> [WRITTEN INSTRUCTION]:
Extract, without alteration, each line from the start of the listing to the line bearing "const COLS = '170px 215px 110px 100px 1fr';".

> [EXTRACTED DATA]:

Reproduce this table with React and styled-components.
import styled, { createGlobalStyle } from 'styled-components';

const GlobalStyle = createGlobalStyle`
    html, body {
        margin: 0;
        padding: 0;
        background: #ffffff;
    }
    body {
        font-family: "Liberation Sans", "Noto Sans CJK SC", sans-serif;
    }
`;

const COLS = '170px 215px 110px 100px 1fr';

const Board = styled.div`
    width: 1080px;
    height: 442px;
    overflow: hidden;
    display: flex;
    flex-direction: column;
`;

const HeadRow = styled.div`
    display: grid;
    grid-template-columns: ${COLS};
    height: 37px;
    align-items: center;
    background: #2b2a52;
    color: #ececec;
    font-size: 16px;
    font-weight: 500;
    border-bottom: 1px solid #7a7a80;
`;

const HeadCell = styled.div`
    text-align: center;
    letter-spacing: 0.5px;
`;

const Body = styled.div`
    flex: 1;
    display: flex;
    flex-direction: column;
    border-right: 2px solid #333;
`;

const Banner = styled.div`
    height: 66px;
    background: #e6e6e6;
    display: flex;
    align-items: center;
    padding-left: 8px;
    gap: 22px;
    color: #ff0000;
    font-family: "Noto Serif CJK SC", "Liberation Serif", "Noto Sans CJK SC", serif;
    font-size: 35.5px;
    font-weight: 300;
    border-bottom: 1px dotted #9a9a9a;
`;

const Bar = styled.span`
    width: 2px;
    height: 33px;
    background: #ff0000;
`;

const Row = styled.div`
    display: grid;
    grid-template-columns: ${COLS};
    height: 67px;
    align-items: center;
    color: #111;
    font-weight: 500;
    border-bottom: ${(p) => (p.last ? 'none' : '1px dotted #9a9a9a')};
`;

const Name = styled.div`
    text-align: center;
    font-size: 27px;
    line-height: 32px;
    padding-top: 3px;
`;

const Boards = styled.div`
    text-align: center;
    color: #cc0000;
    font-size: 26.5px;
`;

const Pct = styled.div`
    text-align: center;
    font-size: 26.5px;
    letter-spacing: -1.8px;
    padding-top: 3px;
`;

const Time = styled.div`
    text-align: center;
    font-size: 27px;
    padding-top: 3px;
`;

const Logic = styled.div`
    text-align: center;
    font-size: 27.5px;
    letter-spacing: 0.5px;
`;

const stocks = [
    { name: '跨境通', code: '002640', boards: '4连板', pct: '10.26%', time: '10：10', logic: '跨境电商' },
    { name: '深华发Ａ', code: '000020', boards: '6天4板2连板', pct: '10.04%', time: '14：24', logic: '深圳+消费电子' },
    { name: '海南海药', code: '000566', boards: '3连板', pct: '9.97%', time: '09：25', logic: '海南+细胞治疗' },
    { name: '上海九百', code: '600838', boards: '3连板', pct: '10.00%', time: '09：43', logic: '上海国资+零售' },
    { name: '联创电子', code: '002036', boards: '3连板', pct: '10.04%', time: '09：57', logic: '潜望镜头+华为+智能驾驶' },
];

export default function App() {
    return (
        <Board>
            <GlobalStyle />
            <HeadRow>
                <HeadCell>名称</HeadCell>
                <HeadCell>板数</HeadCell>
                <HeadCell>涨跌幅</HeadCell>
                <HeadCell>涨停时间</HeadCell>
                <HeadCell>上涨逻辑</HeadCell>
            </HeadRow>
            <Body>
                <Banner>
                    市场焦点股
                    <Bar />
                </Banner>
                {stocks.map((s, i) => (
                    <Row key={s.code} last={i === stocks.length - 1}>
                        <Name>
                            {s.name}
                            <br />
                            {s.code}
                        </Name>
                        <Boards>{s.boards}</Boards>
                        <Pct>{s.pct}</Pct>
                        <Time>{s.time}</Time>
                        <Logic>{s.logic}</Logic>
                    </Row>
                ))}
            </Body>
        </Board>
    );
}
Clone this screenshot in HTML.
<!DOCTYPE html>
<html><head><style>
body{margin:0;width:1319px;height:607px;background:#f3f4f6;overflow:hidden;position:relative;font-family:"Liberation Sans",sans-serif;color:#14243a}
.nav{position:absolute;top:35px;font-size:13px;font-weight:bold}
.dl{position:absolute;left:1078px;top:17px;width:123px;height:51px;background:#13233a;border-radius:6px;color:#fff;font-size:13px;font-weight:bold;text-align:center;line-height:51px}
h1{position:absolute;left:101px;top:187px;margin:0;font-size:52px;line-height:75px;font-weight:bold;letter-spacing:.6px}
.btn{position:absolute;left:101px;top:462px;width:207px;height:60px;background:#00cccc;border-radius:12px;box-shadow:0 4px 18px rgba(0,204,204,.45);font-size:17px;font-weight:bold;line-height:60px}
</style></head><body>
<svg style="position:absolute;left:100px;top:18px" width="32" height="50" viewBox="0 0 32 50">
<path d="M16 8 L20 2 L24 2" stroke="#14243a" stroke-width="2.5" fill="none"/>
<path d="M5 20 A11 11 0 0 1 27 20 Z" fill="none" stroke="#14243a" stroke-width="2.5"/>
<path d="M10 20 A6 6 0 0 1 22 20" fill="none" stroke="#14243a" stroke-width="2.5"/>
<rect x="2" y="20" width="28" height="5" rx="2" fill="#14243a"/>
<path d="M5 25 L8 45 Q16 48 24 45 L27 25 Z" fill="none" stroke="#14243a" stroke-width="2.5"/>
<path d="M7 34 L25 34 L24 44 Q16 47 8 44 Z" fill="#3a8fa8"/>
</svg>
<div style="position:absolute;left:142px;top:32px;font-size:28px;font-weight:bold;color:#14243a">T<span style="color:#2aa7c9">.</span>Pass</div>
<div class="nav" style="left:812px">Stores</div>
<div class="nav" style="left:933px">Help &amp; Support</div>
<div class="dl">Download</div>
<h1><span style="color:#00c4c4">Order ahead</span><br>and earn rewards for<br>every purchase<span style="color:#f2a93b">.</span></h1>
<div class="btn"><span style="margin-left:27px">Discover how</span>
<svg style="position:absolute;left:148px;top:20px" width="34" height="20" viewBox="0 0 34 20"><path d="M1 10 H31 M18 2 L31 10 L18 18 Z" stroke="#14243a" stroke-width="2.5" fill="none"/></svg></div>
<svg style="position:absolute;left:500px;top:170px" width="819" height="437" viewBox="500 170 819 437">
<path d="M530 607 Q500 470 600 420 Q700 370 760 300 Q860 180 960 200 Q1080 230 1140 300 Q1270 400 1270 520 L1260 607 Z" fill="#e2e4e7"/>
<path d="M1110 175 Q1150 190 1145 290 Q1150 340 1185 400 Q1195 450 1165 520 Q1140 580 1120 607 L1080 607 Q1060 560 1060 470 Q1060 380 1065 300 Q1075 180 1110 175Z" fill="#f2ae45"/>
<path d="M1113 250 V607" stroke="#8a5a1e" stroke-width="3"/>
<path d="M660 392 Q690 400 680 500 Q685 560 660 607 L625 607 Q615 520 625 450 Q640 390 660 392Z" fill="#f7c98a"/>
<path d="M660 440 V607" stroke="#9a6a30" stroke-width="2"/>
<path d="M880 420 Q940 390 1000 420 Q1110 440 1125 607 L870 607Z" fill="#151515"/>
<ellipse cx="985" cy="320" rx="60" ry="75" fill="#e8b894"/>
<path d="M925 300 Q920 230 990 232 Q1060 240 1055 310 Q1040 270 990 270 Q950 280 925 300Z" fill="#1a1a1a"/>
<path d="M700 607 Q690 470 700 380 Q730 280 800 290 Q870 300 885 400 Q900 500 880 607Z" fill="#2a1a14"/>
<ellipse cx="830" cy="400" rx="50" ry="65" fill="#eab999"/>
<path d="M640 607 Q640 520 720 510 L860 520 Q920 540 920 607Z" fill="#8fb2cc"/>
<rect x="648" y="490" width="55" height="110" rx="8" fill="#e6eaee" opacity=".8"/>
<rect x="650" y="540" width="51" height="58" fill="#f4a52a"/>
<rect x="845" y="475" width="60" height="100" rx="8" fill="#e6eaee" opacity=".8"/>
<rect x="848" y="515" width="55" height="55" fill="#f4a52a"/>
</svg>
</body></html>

> [EXERCISE SOLUTION]:
Reproduce this table with React and styled-components.
import styled, { createGlobalStyle } from 'styled-components';

const GlobalStyle = createGlobalStyle`
    html, body {
        margin: 0;
        padding: 0;
        background: #ffffff;
    }
    body {
        font-family: "Liberation Sans", "Noto Sans CJK SC", sans-serif;
    }
`;

const COLS = '170px 215px 110px 100px 1fr';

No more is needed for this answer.